Introduction

Payment orchestration that turns months of integration into days

Every payment system is different. Banks run proprietary core banking platforms with their own APIs, data formats, and transaction models. Payment networks use messaging standards that vary by country and scheme. Settlement systems, card processors, mobile wallets — each one speaks its own protocol, handles errors differently, and has its own idea of what "confirmed" means.

Traditionally, connecting these systems means building bespoke point-to-point integrations. Each new participant requires months of development: mapping protocols, handling edge cases, building reconciliation logic to figure out what actually happened when the two sides disagree. The result is a web of brittle connections where every new integration multiplies the complexity.

Bridges change the equation.

One protocol to connect them all

A bridge is a standard interface between the Minka Ledger and any external system. Instead of each participant learning the protocol of every other participant, each one implements a single, well-defined REST interface. The ledger handles the orchestration — routing intents, coordinating participants, managing the transaction lifecycle. The bridge handles only one thing: translating ledger operations into whatever the external system requires.

This is payment orchestration at scale. A new bank connects to an existing payment network by implementing one bridge, not by integrating with every other bank individually. The protocol is the same whether the external system is a core banking platform in Colombia, a card processor in Mexico, or a mobile wallet in Southeast Asia. What would take months of custom integration collapses to days.

Built-in reconciliation through two-phase commit

The hardest part of payment integration is not moving money — it is knowing what happened. When two systems process a transaction independently, they can end up in inconsistent states. Did the debit go through? Did the credit land? Traditional systems paper over this with end-of-day reconciliation files, manual matching, and exception queues that someone reviews the next morning.

The ledger eliminates this problem at the protocol level. Every bridge operation follows a two-phase commit protocol where each participant submits a cryptographic proof with a core transaction ID at every step. The ledger knows — in real time, not next day — exactly what happened on each side of a transaction. Reconciliation is not a batch job. It is a property of the protocol itself.

When a bridge prepares a debit, it reports the banking core's transaction ID. When it commits a credit, it reports that ID too. These proof chains create an unbroken audit trail from intent to settlement, signed by every participant. If something goes wrong, you do not grep through log files — you read the proofs.

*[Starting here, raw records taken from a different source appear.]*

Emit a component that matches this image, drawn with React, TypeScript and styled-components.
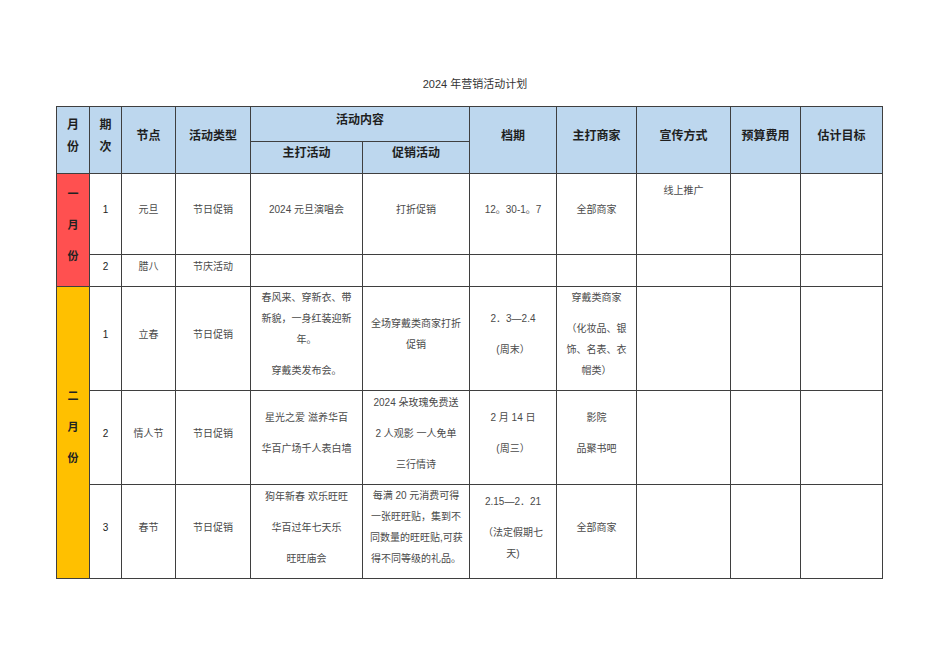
import styled, { createGlobalStyle } from "styled-components";

const GlobalStyle = createGlobalStyle`
    body {
        margin: 0;
        background: #ffffff;
        font-family: "Liberation Sans", "Noto Sans CJK SC", sans-serif;
    }
`;

const Page = styled.div`
    width: 950px;
    padding-top: 77px;
`;

const Title = styled.h1`
    margin: 0 0 15px;
    text-align: center;
    font-size: 11px;
    line-height: 14px;
    font-weight: 400;
    color: #333;
`;

const Table = styled.table`
    margin-left: 56px;
    width: 826px;
    border-collapse: collapse;
    table-layout: fixed;
`;

const Col = styled.col<{ $w: number }>`
    width: ${(p) => p.$w}px;
`;

const Row = styled.tr<{ $h: number }>`
    height: ${(p) => p.$h}px;
`;

const Th = styled.th`
    background: #bdd7ee;
    border: 1px solid #3f3f3f;
    padding: 0 4px 9px;
    font-size: 12px;
    line-height: 22px;
    font-weight: 700;
    color: #1f1f1f;
    text-align: center;
    vertical-align: middle;
`;

const Td = styled.td<{ $top?: boolean }>`
    border: 1px solid #3f3f3f;
    padding: ${(p) => (p.$top ? "6px 7px 9px" : "0 7px 9px")};
    font-size: 10px;
    line-height: 21px;
    color: #4a4a4a;
    text-align: center;
    vertical-align: ${(p) => (p.$top ? "top" : "middle")};
    white-space: nowrap;
`;

const Num = styled(Td)`
    color: #222;
`;

const Month = styled.td<{ $bg: string }>`
    background: ${(p) => p.$bg};
    border: 1px solid #3f3f3f;
    padding: 0 0 10px;
    font-size: 11px;
    line-height: 21px;
    font-weight: 700;
    color: #222;
    text-align: center;
    vertical-align: middle;
`;

const P = styled.p`
    margin: 0;
    & + & {
        margin-top: 10px;
    }
`;

const widths = [33, 32, 54, 75, 112, 107, 87, 80, 94, 70, 82];

const Empty = ({ n }: { n: number }) => (
    <>
        {Array.from({ length: n }).map((_, i) => (
            <Td key={i} />
        ))}
    </>
);

const App = () => {
    return (
        <Page>
            <GlobalStyle />
            <Title>2024 年营销活动计划</Title>
            <Table>
                <colgroup>
                    {widths.map((w, i) => (
                        <Col key={i} $w={w} />
                    ))}
                </colgroup>
                <thead>
                    <Row $h={35}>
                        <Th rowSpan={2}>月<br />份</Th>
                        <Th rowSpan={2}>期<br />次</Th>
                        <Th rowSpan={2}>节点</Th>
                        <Th rowSpan={2}>活动类型</Th>
                        <Th colSpan={2}>活动内容</Th>
                        <Th rowSpan={2}>档期</Th>
                        <Th rowSpan={2}>主打商家</Th>
                        <Th rowSpan={2}>宣传方式</Th>
                        <Th rowSpan={2}>预算费用</Th>
                        <Th rowSpan={2}>估计目标</Th>
                    </Row>
                    <Row $h={32}>
                        <Th>主打活动</Th>
                        <Th>促销活动</Th>
                    </Row>
                </thead>
                <tbody>
                    <Row $h={81}>
                        <Month rowSpan={2} $bg="#ff5050">
                            <P>一</P>
                            <P>月</P>
                            <P>份</P>
                        </Month>
                        <Num>1</Num>
                        <Td>元旦</Td>
                        <Td>节日促销</Td>
                        <Td>2024 元旦演唱会</Td>
                        <Td>打折促销</Td>
                        <Td>12。30-1。7</Td>
                        <Td>全部商家</Td>
                        <Td $top>线上推广</Td>
                        <Empty n={2} />
                    </Row>
                    <Row $h={32}>
                        <Num>2</Num>
                        <Td>腊八</Td>
                        <Td>节庆活动</Td>
                        <Empty n={7} />
                    </Row>
                    <Row $h={104}>
                        <Month rowSpan={3} $bg="#ffc000">
                            <P>二</P>
                            <P>月</P>
                            <P>份</P>
                        </Month>
                        <Num>1</Num>
                        <Td>立春</Td>
                        <Td>节日促销</Td>
                        <Td>
                            <P>春风来、穿新衣、带<br />新貌，一身红装迎新<br />年。</P>
                            <P>穿戴类发布会。</P>
                        </Td>
                        <Td>
                            <P>全场穿戴类商家打折<br />促销</P>
                        </Td>
                        <Td>
                            <P>2．3—2.4</P>
                            <P>(周末）</P>
                        </Td>
                        <Td>
                            <P>穿戴类商家</P>
                            <P>（化妆品、银<br />饰、名表、衣<br />帽类）</P>
                        </Td>
                        <Empty n={3} />
                    </Row>
                    <Row $h={94}>
                        <Num>2</Num>
                        <Td>情人节</Td>
                        <Td>节日促销</Td>
                        <Td>
                            <P>星光之爱 滋养华百</P>
                            <P>华百广场千人表白墙</P>
                        </Td>
                        <Td>
                            <P>2024 朵玫瑰免费送</P>
                            <P>2 人观影 一人免单</P>
                            <P>三行情诗</P>
                        </Td>
                        <Td>
                            <P>2 月 14 日</P>
                            <P>(周三）</P>
                        </Td>
                        <Td>
                            <P>影院</P>
                            <P>品聚书吧</P>
                        </Td>
                        <Empty n={3} />
                    </Row>
                    <Row $h={94}>
                        <Num>3</Num>
                        <Td>春节</Td>
                        <Td>节日促销</Td>
                        <Td>
                            <P>狗年新春 欢乐旺旺</P>
                            <P>华百过年七天乐</P>
                            <P>旺旺庙会</P>
                        </Td>
                        <Td>
                            <P>每满 20 元消费可得<br />一张旺旺贴，集到不<br />同数量的旺旺贴,可获<br />得不同等级的礼品。</P>
                        </Td>
                        <Td>
                            <P>2.15—2．21</P>
                            <P>（法定假期七<br />天)</P>
                        </Td>
                        <Td>
                            <P>全部商家</P>
                        </Td>
                        <Empty n={3} />
                    </Row>
                </tbody>
            </Table>
        </Page>
    );
};

export default App;
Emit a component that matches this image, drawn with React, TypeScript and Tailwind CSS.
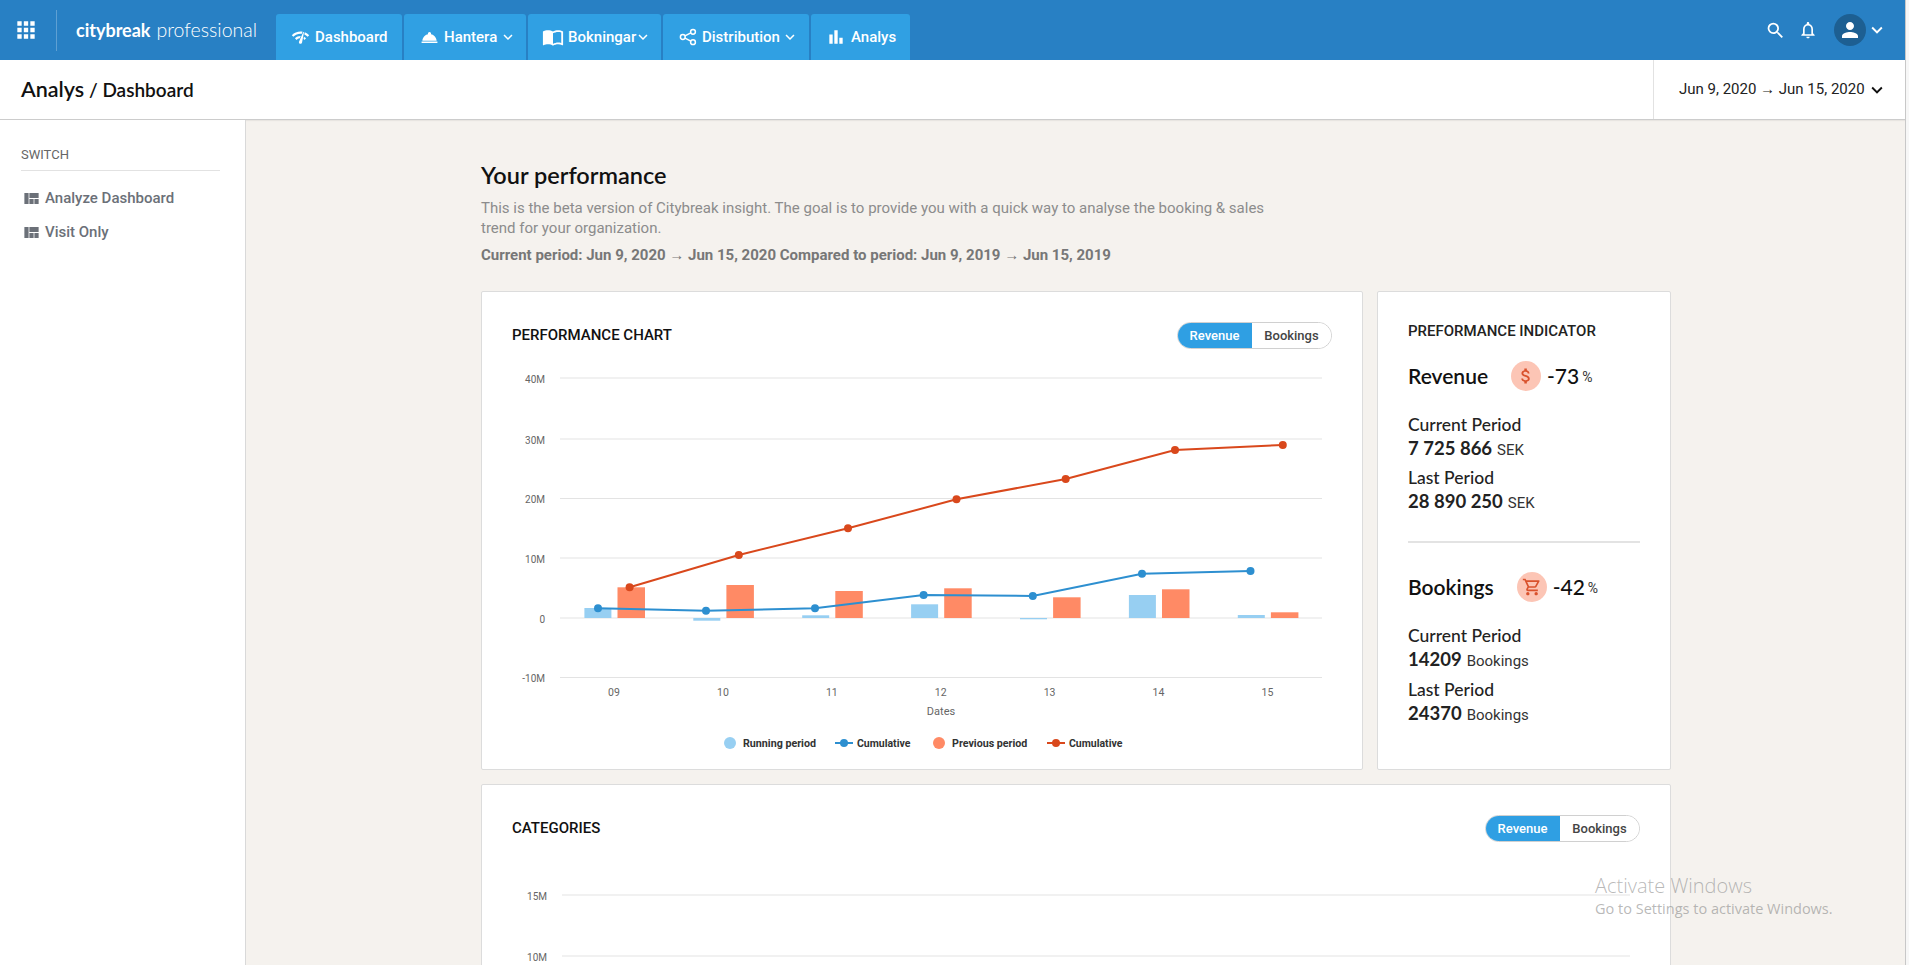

Complexity stays where it belongs

Every external system has its own complexity — retry logic, error codes, authentication flows, idempotency requirements. Without bridges, all of that complexity leaks into the ledger. With bridges, it stays contained behind the bridge interface.

The ledger does not know or care that Bank A uses OAuth2 and Bank B uses mTLS. It does not know that one core banking system requires reservations before debits while another does immediate deductions. It does not need to map between a dozen different error taxonomies. The bridge absorbs all of that, exposing a clean, predictable interface to the ledger.

This separation means you can change, upgrade, or replace the external system behind a bridge without touching the ledger or any other participant. The bridge is the boundary.